Details of isolations valves are fairly well documented. Weighting up mud or spotting pills requires a good and often large mud system. There may be offshore rigs that do not have the pit volume to accommodate this option. Time is also associated with weighting up, circulating and then reducing the mud weight to resume drilling. Use of a snubbing unit requires a lot of planning, personnel and equipment. Trip times are also slowed down. Unlike UBD wells, which may wish to preserve the undamaged formation, MPD will gain fewer benefits from use of a snubbing unit.

There are other issues that may need to be considered, such as what if flow meters start to plug up, what if a line or choke manifold plugs up, leading to excessive back-pressure or an over-pressure. The outcome of these questions may result in the need for bypass lines, flushing lines and relief valves.

ABP MPD Moving ahead

MPD service companies are still finding their way in this emerging market. Each have unique products with application to drilling challenging wells. MPD equipment is being improved as feedback from the field and customers define what works, what doesn’t, what is necessary and what is “just nice to have.” All the time, MPD crews are gaining experience, and their numbers are growing. As procedures and process flows for rig-ups become more standard, the need for detailed upfront planning will be reduced.

MPD has been conducted remotely with the back-pressure being controlled from the shore for an offshore well. There is, however, a stage before this whereby the flow rate into the well is automatically controlled as part of the MPD process. The technology is there, and its integration will remove a further possible hazard associated with human intervention. At the moment, it is “not necessary.”

The other perspective is that as rig crews become trained in the use of MPD equipment, they will become able to take full control of the choke, so a dedicated MPD crew may not be required. The equipment may end up becoming a rental item called out by the rig, rigged up and operated wholly by the crew.


MPD in the form of applied back-pressure lies between an equivalent conventional well and an equivalent UBD well. Initially, it will cost more than a conventional well, though the initial cost should be less than for a similar UBD well. Being statically overbalanced or statically underbalanced will be the major factor in determining how much planning is required. If formation uncertainties are low and there is a clear understanding of what MPD will deliver, planning may be fast-tracked. Still, certain facets will pay off if done diligently at the start: training, procedures, and a clear understanding of roles and responsibilities at the rig site.

A statically underbalanced MPD well with several uncertainties will require significantly more planning and may reach a level similar to that of an UBD well.

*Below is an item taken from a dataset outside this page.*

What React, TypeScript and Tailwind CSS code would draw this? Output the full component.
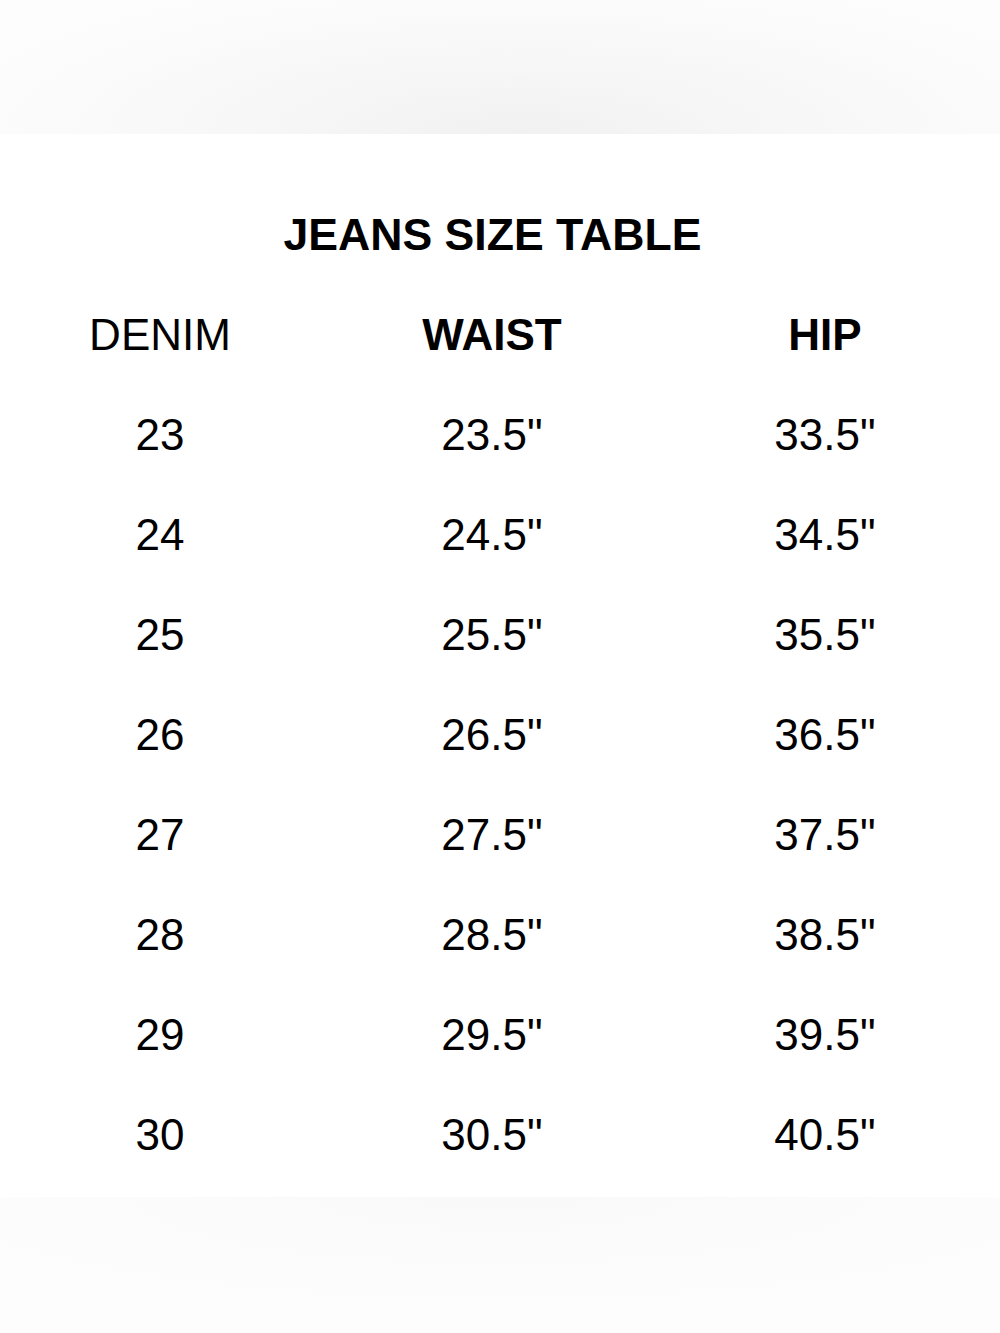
const rows: [string, string, string][] = [
  ["23", '23.5"', '33.5"'],
  ["24", '24.5"', '34.5"'],
  ["25", '25.5"', '35.5"'],
  ["26", '26.5"', '36.5"'],
  ["27", '27.5"', '37.5"'],
  ["28", '28.5"', '38.5"'],
  ["29", '29.5"', '39.5"'],
  ["30", '30.5"', '40.5"'],
];

const grid = "grid grid-cols-[320px_344px_322px] text-center";

export default function App() {
  return (
    <div className="flex h-[1333px] w-[1000px] flex-col bg-white font-['Liberation_Sans',Arial,sans-serif] text-[44px] text-black">
      <div className="h-[134px] bg-[radial-gradient(ellipse_60%_120%_at_52%_100%,#f1f1f1_0%,#f7f7f7_45%,#fdfdfd_100%)]" />

      <div className="pt-[51px]">
        <h1 className="h-[100px] pr-[15px] text-center text-[44.6px] leading-[100px] font-bold">
          JEANS SIZE TABLE
        </h1>

        <div className={`${grid} h-[100px] leading-[100px]`}>
          <div className="font-normal">DENIM</div>
          <div className="font-bold">WAIST</div>
          <div className="font-bold">HIP</div>
        </div>

        {rows.map(([denim, waist, hip]) => (
          <div key={denim} className={`${grid} h-[100px] leading-[100px]`}>
            <div>{denim}</div>
            <div>{waist}</div>
            <div>{hip}</div>
          </div>
        ))}
      </div>

      <div className="mt-[12px] flex-1 bg-[radial-gradient(ellipse_60%_80%_at_50%_0%,#f9f9f9_0%,#fbfbfb_50%,#fdfdfd_100%)]" />
    </div>
  );
}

Many of the same elements of a UBD well arise in ABP MPD, and failure to consider them could result in significant influxes and well control problems. The difference is that the well is being controlled by two parties – the driller and the MPD choke operator.

Asking “what if” questions will add to the complexity of the well design, as well as equipment, training and procedures, and increase the overall scope of MPD. The key to managing “scope creep” often lies in remaining pragmatic during HAZIDs and HAZOPs. Both serve as great milestones in the planning stage.  Control of these events will often control the scope of the project.

As ABP MPD moves forward, the procedures, process flow diagrams and HAZID/HAZOPs will become more standard. At that stage, the planning phase should reduce as the MPD service company swiftly identifies anything unique to a well/rig, makes the necessary changes to standard practices and implements MPD far quicker and safer than possible today.

SPE/IADC 113682, “MPD Planning: How Much Is Enough?”, was presented at the 2008 SPE/IADC Managed Pressure Drilling and Underbalanced Operations Conference and Exhibition, Abu Dhabi, UAE, 28-29 January 2008.